[Items from a data source]
------------------------------------------------------------

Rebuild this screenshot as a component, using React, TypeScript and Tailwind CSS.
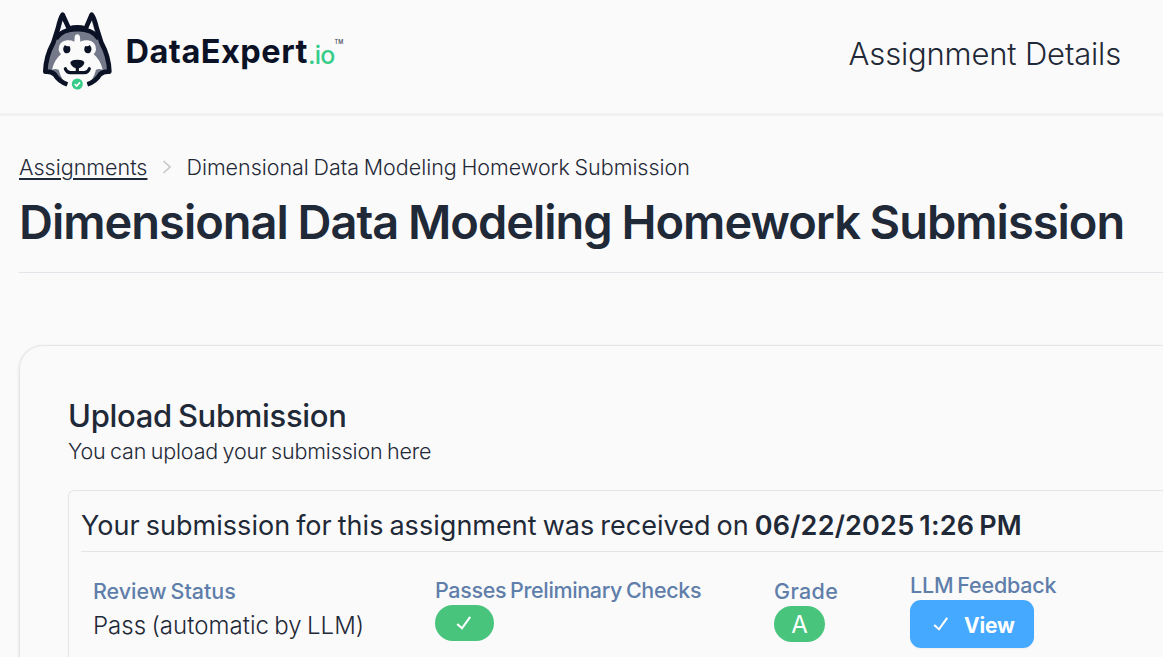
import type { ReactNode } from "react";

function HuskyMark() {
  return (
    <svg viewBox="36 30 213 246" className="h-[82px] w-[71px] shrink-0" fill="none">
      <path
        d="M98 44 L117 86 Q142 78 167 86 L185 44 Q194 54 201 84 L214 128 Q235 170 238 213 Q222 217 211 222 Q204 242 172 253 L112 253 Q80 242 73 222 Q62 217 46 213 Q49 170 70 128 L83 84 Q90 54 98 44Z"
        fill="#747a89"
      />
      <path
        d="M142 103 Q149 103 150 112 L151 125 Q160 120 174 121 Q198 125 198 149 Q197 157 191 163 Q210 178 218 209 Q208 205 198 209 Q190 240 172 252 L112 252 Q94 240 86 209 Q76 205 66 209 Q74 178 93 163 Q87 157 86 149 Q86 125 110 121 Q124 120 133 125 L134 112 Q135 103 142 103Z"
        fill="#fafafa"
      />
      <path d="M98 62 L113 88 Q98 93 87 103Z M185 62 L170 88 Q185 93 197 103Z" fill="#fafafa" />
      <path
        d="M112 253 Q86 244 74 223 Q62 213 46 215 Q47 170 70 128 L84 84 Q91 54 98 44 L117 86 Q142 78 167 86 L185 44 Q193 54 200 84 L214 128 Q237 170 238 215 Q222 213 210 223 Q198 244 172 253"
        stroke="#0b1226"
        strokeWidth="14"
        strokeLinejoin="round"
      />
      <path d="M78 117 Q94 88 142 87 Q190 88 206 117" stroke="#0b1226" strokeWidth="13" />
      <path
        d="M105 135 Q110 141 118 138 Q124 148 119 156 Q112 163 104 158 Q97 150 101 141Z M179 135 Q174 141 166 138 Q160 148 165 156 Q172 163 180 158 Q187 150 183 141Z"
        fill="#0b1226"
      />
      <path
        d="M142 179 Q162 179 163 188 Q162 198 147 205 L137 205 Q122 198 121 188 Q122 179 142 179Z"
        fill="#0b1226"
      />
      <path
        d="M142 200 V216 M106 206 Q110 218 121 218 H163 Q174 218 178 206"
        stroke="#0b1226"
        strokeWidth="9.5"
        strokeLinecap="round"
      />
      <path d="M114 240 H170 V272 H114Z" fill="#fafafa" />
      <circle cx="142" cy="252" r="16.5" fill="#37cc89" />
      <path d="M134 252 L140 258 L150 247" stroke="#fff" strokeWidth="5" />
    </svg>
  );
}

function Check() {
  return (
    <svg viewBox="0 0 16 16" className="size-4 shrink-0" fill="none">
      <path d="M1.2 9 L6 13.3 L14.2 1.8" stroke="#fff" strokeWidth="2.1" />
    </svg>
  );
}

function Label({ children, className }: { children: ReactNode; className: string }) {
  return (
    <div className={`text-[21.5px] leading-7 font-medium whitespace-nowrap text-[#607eaa] [word-spacing:-1.5px] ${className}`}>
      {children}
    </div>
  );
}

export default function App() {
  return (
    <div className="h-[657px] overflow-hidden bg-[#fafafa] font-['Inter','Liberation_Sans',sans-serif] text-[#1f2937]">
      <header className="flex h-[116px] justify-between border-b-3 border-[#f1f1f1] pr-[42px] pl-[42px]">
        <div className="flex pt-2.5">
          <HuskyMark />
          <div className="flex pt-[22px] pl-[12.5px] leading-10 text-[#0b1226]">
            <span className="text-[32.5px] font-bold tracking-[0.5px]">DataExpert</span>
            <span className="pt-[3px] text-[25px] font-medium tracking-[-0.8px] text-[#37cc89]">.io</span>
            <span className="pt-[4px] text-[5.5px] leading-3 font-medium text-[#3c4253]">TM</span>
          </div>
        </div>
        <div className="pt-[34px] text-[31px] leading-10 font-light tracking-[-0.17px]">Assignment Details</div>
      </header>

      <main className="pl-[19px]">
        <nav className="flex items-center pt-[37px] text-[21.5px] leading-7 font-light whitespace-nowrap">
          <a className="underline decoration-2 underline-offset-[3px]">Assignments</a>
          <svg viewBox="0 0 10 14" className="mr-[14px] ml-[15px] h-3.5 w-2.5" fill="none">
            <path d="M1.5 1 L8 7 L1.5 13" stroke="#c5c8cd" strokeWidth="1.7" />
          </svg>
          <span className="tracking-[-0.03px] [word-spacing:-1.3px]">Dimensional Data Modeling Homework Submission</span>
        </nav>
        <h1 className="mt-[13px] border-b border-[#e3e5ea] pb-[22px] text-[47px] leading-14 font-semibold tracking-[-1px] whitespace-nowrap [word-spacing:-1.2px]">
          Dimensional Data Modeling Homework Submission
        </h1>

        <section className="mt-[72px] h-[400px] rounded-tl-3xl border-t border-l border-[#e5e5e5] pt-[50px] pl-12 shadow-[0_1px_3px_rgba(0,0,0,0.12)]">
          <h2 className="text-[31px] leading-10 font-medium tracking-[-0.3px] [word-spacing:-2px]">Upload Submission</h2>
          <p className="mt-px text-[21.5px] leading-7 font-light tracking-[-0.15px] [word-spacing:-1.5px]">
            You can upload your submission here
          </p>

          <div className="mt-[25px] h-[260px] rounded-tl-md border-t border-l border-[#e5e5e5] pt-[17px] pl-3">
            <p className="border-b border-[#e5e5e5] pb-[7px] text-[27px] leading-9 whitespace-nowrap">
              <span className="tracking-[0.04px] [word-spacing:-1.7px]">Your submission for this assignment was received on </span>
              <b className="font-semibold tracking-[0.2px] [word-spacing:-2px]">06/22/2025 1:26 PM</b>
            </p>
            <div className="mt-[19px] flex h-[77px] items-center pl-3">
              <div className="w-[342px] shrink-0">
                <Label className="tracking-[-0.05px]">Review Status</Label>
                <div className="mt-[5px] mb-px text-[24px] leading-8 font-light tracking-[0.04px] whitespace-nowrap [word-spacing:-1.5px]">
                  Pass (automatic by LLM)
                </div>
              </div>
              <div className="w-[339px] shrink-0">
                <Label className="tracking-[-0.35px]">Passes Preliminary Checks</Label>
                <div className="mt-px mb-[3px] flex h-9 w-[59px] items-center justify-center rounded-full bg-[#48c47d] pr-0.5">
                  <Check />
                </div>
              </div>
              <div className="w-[136px] shrink-0">
                <Label className="tracking-[0.35px]">Grade</Label>
                <div className="mt-px flex h-9 w-[51px] items-center justify-center rounded-full bg-[#48c47d] pt-0.5 text-2xl text-white">
                  A
                </div>
              </div>
              <div className="shrink-0">
                <Label className="tracking-[-0.2px]">LLM Feedback</Label>
                <button className="mt-px flex h-12 w-[124px] items-center rounded-[11px] bg-[#45a9ff] pl-[23px] text-[21px] leading-7 font-bold tracking-[-0.2px] text-white shadow-[0_1px_2px_rgba(0,0,0,0.05)]">
                  <Check />
                  <span className="pt-[3px] pl-[15px]">View</span>
                </button>
              </div>
            </div>
          </div>
        </section>
      </main>
    </div>
  );
}
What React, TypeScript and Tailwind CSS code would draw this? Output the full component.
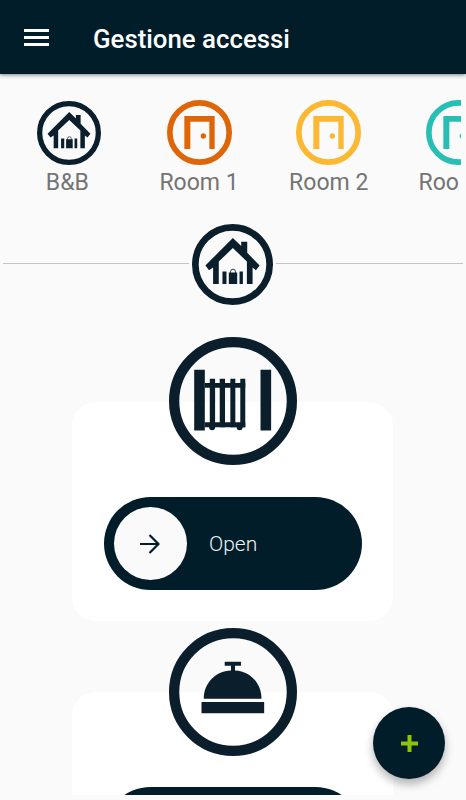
import { FunctionComponent, ReactNode } from "react";

interface IconProps {
  className?: string;
}

const HouseIcon: FunctionComponent<IconProps> = ({ className }) => (
  <svg viewBox="0 0 242 242" className={className} fill="currentColor">
    <circle cx="121" cy="121" r="111" fill="none" stroke="currentColor" strokeWidth="20" />
    <path d="M122 42L147 66V53H165V86L202 124L191 138L181 130V179H164V112L122 72L80 112V179H63V130L51 138L40 124Z" />
    <path d="M91 142h12v37H91zM142 142h10v37h-10zM110 145h25v34h-25z" />
    <path d="M115 146v-3q0-8 7.500-8t7.500 8v3" fill="none" stroke="currentColor" strokeWidth="2.500" />
  </svg>
);

const DoorIcon: FunctionComponent<IconProps> = ({ className }) => (
  <svg viewBox="0 0 195 195" className={className} fill="currentColor">
    <circle cx="97.500" cy="97.500" r="89" fill="none" stroke="currentColor" strokeWidth="17" />
    <path d="M52 48h91v99h-16V65H70v82H52z" />
    <circle cx="109" cy="108" r="8" />
  </svg>
);

const GateIcon: FunctionComponent<IconProps> = ({ className }) => (
  <svg viewBox="0 0 386 386" className={className} fill="currentColor">
    <circle cx="193" cy="193" r="177.500" fill="none" stroke="currentColor" strokeWidth="31" />
    <path d="M76 99h32v183H76zM276 99h32v183h-32z" />
    <path d="M123 126h16v146h-16zM153 126h16v146h-16zM185 126h15v146h-15zM215 126h15v146h-15z" />
    <path d="M108 139h122v14H108zM108 257h122v15H108z" />
    <circle cx="130" cy="272" r="9" />
    <circle cx="213" cy="272" r="9" />
  </svg>
);

const BellIcon: FunctionComponent<IconProps> = ({ className }) => (
  <svg viewBox="0 0 386 386" className={className} fill="currentColor">
    <circle cx="193" cy="193" r="177.500" fill="none" stroke="currentColor" strokeWidth="31" />
    <path d="M168 102h49v12h-18v14C246 130 279 168 279 213H105C105 168 138 130 187 128V114H168z" />
    <path d="M98 223h189v34H98z" />
  </svg>
);

interface RoomProps {
  name: string;
  labelClassName?: string;
  children: ReactNode;
}

const Room: FunctionComponent<RoomProps> = ({ name, labelClassName = "", children }) => (
  <li className="w-[129.700px] shrink-0 flex flex-col items-center">
    <div className="h-[65px] flex items-center">{children}</div>
    <span className={`mt-1 text-[23px] leading-7 text-[#747474] whitespace-nowrap ${labelClassName}`}>{name}</span>
  </li>
);

interface AccessCardProps {
  icon: ReactNode;
  iconClassName: string;
  label?: string;
}

const AccessCard: FunctionComponent<AccessCardProps> = ({ icon, iconClassName, label }) => (
  <section className="w-[321px] h-[219px] shrink-0 rounded-[24px] bg-white flex flex-col items-center">
    <div className={`h-[128px] ml-px text-[#0b1e2c] ${iconClassName}`}>{icon}</div>
    <button className="ml-px w-[258px] h-[93px] shrink-0 rounded-full bg-[#001d29] flex items-center pl-2.5">
      <span className="size-[73px] rounded-full bg-[#fafafa] flex items-center justify-center">
        <svg viewBox="0 0 20 20" className="mr-0.5 size-5" fill="none" stroke="#001d29" strokeWidth="2.200">
          <path d="M0 10h19M9.500 1l9 9-9 9" />
        </svg>
      </span>
      {label && <span className="mt-0.5 ml-[22px] text-[21px] font-light text-[#f0f3f4]">{label}</span>}
    </button>
  </section>
);

const App: FunctionComponent = () => {
  return (
    <div className="relative h-[800px] w-[466px] overflow-hidden bg-[#fafafa] font-['Roboto',sans-serif] flex flex-col">
      <header className="relative h-[74px] shrink-0 bg-[#001d29] shadow-[0_1px_4px_rgba(0,0,0,0.5)] flex items-center pt-[3px]">
        <button className="-mt-[3px] ml-6 w-[25px] h-[17px] flex flex-col justify-between">
          <span className="h-[3px] w-full bg-white" />
          <span className="h-[3px] w-full bg-white" />
          <span className="h-[3px] w-full bg-white" />
        </button>
        <h1 className="mt-0.5 ml-11 text-[25.800px] font-medium text-white whitespace-nowrap">Gestione accessi</h1>
      </header>

      <ul className="mt-[26px] mr-[5px] pl-[4.500px] h-[100px] shrink-0 flex overflow-hidden">
        <Room name="B&amp;B" labelClassName="mr-1">
          <HouseIcon className="size-16 text-[#0b1e2c]" />
        </Room>
        <Room name="Room 1">
          <DoorIcon className="size-[65px] text-[#df6509]" />
        </Room>
        <Room name="Room 2">
          <DoorIcon className="size-[65px] text-[#fcb831]" />
        </Room>
        <Room name="Roo" labelClassName="self-start ml-[25px]">
          <DoorIcon className="size-[65px] text-[#27bfb5]" />
        </Room>
      </ul>

      <div className="mt-[23px] px-[3px] h-[81px] shrink-0 flex items-center gap-[3px]">
        <hr className="w-[186px] border-[#c4c4c4]" />
        <HouseIcon className="mt-px size-[81px] shrink-0 text-[#0b1e2c]" />
        <hr className="flex-1 border-[#c4c4c4]" />
      </div>

      <main className="mb-[5px] pt-[98px] pr-px min-h-0 flex-1 overflow-hidden flex flex-col items-center gap-[71px]">
        <AccessCard label="Open" iconClassName="-mt-[65px] mb-8" icon={<GateIcon className="size-[128px]" />} />
        <AccessCard iconClassName="-mt-16 mb-[31px]" icon={<BellIcon className="size-[128px]" />} />
      </main>

      <button className="absolute right-[21px] bottom-[21px] size-[72px] rounded-full bg-[#001d29] shadow-[0_5px_10px_rgba(0,0,0,0.3)] flex items-center justify-center">
        <svg viewBox="0 0 17 17" className="size-[17px]" fill="#8cc40c">
          <path d="M6.500 0h4v6.500H17v4h-6.500V17h-4v-6.500H0v-4h6.500z" />
        </svg>
      </button>
    </div>
  );
};

export default App;
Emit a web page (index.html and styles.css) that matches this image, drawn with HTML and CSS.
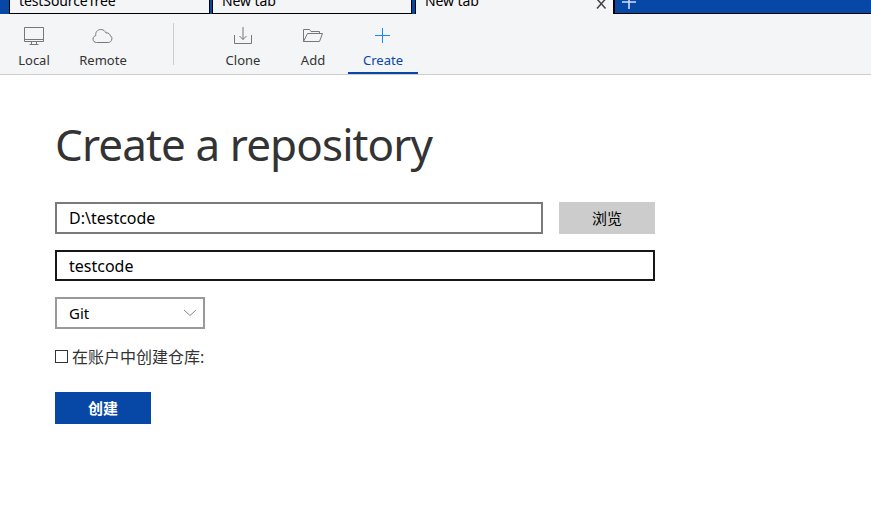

------------------------------------------------------------

### EXERCISE INSTRUCTIONS
From the listing above, collect every line that mentions the word "this".

### ANSWER BELOW
Rebuild this screenshot as a component, using React, TypeScript and Tailwind CSS.
              <span className="tracking-[0.04px] [word-spacing:-1.7px]">Your submission for this assignment was received on </span>
What React, TypeScript and Tailwind CSS code would draw this? Output the full component.
Emit a web page (index.html and styles.css) that matches this image, drawn with HTML and CSS.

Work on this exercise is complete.